Le Mali a besoin d’un consensus politique
Cette promesse, il l’avait faite aux Américains pendant la campagne présidentielle. Dans l’hypothèse où le chantre de « l’Amérique d’abord » la mettrait en exécution, l’on peut affirmer que cela comporte le risque de couper les ailes de l’ONU, au regard du fait que l’Oncle Sam est de loin, le plus grand bailleur de fonds de cette institution. De ce point de vue, les nouvelles pourraient ne pas être bonnes pour le G5 Sahel puisque l’argent, c’est le nerf de la guerre. Et le pays qui pourrait le plus en payer les pots cassés parmi les 5 pays qui constituent le groupe du G5 Sahel est, de toute évidence, le Mali ; lui qui, chaque jour que Dieu fait, reçoit sa dose de nuisance de la part de la kyrielle d’organisations djihadistes qui régentent actuellement le Sahel africain.
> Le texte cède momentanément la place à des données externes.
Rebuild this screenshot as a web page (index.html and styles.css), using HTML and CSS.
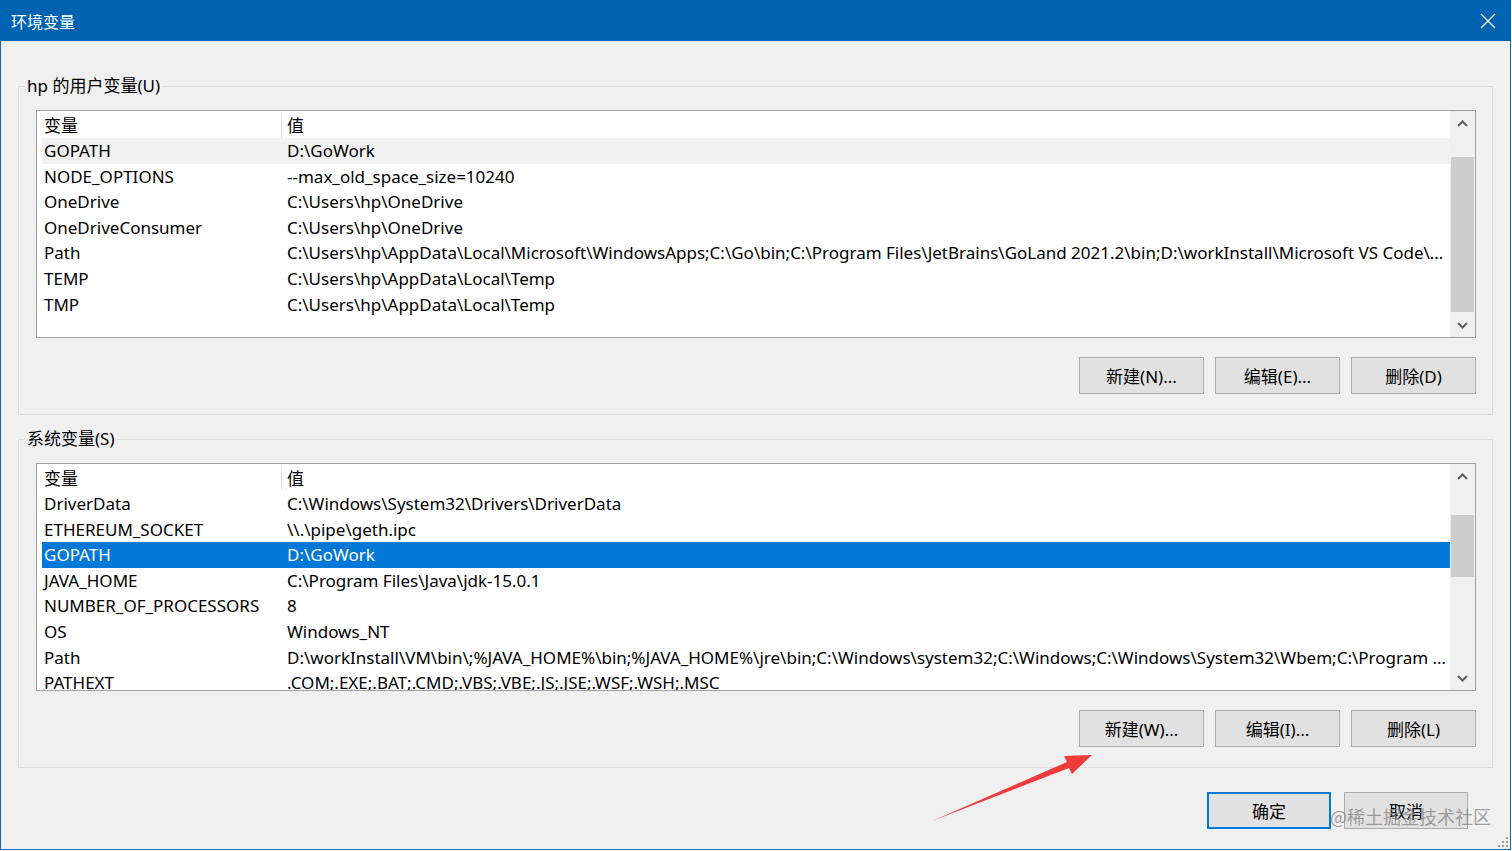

Et pour ne pas arranger les choses pour Ibrahim Boubacar Keïta (IBK), c’est dans ce contexte que l’opposition est vent debout dans son pays, pour contester les modifications constitutionnelles que le pouvoir veut proposer à l’arbitrage des Maliens, le 9 juillet prochain. Et à en juger par la forte mobilisation que l’on a pu observer le 17 juin 2017, dans les rues de Bamako, l’on peut en déduire que le camp anti-référendum représente une force qui est loin d’être négligeable. De tout ce qui précède, l’on peut résumer la situation sécuritaire et politique au pays de Modibo Kéïta comme suit : les terroristes massacrent dans le Nord et dans le Centre, l’idée du financement de la force du G5 Sahel risque d’être torpillée par les réticences des Etats-Unis, et pendant ce temps, l’on rue dans les brancards à Bamako. Bref, l’on peut affirmer que la météo politique n’est pas bonne pour IBK. Et pour que le temps ne se gâte pas davantage pour lui au point de se métastaser en déluge pour le Mali, il revient au président malien de se montrer grand en retirant pendant qu’il est encore temps, le projet de référendum qui se profile à l’horizon. Il doit d’autant plus le faire hic et nunc qu’aujourd’hui plus que jamais, le Mali a besoin d’un consensus politique de ses fils et filles pour mieux faire face à la menace djihadiste. C’est à ce prix que le Mali pourra se donner toutes les chances de rallier financièrement, matériellement et humainement les autres nations à sa cause.
« Le Pays »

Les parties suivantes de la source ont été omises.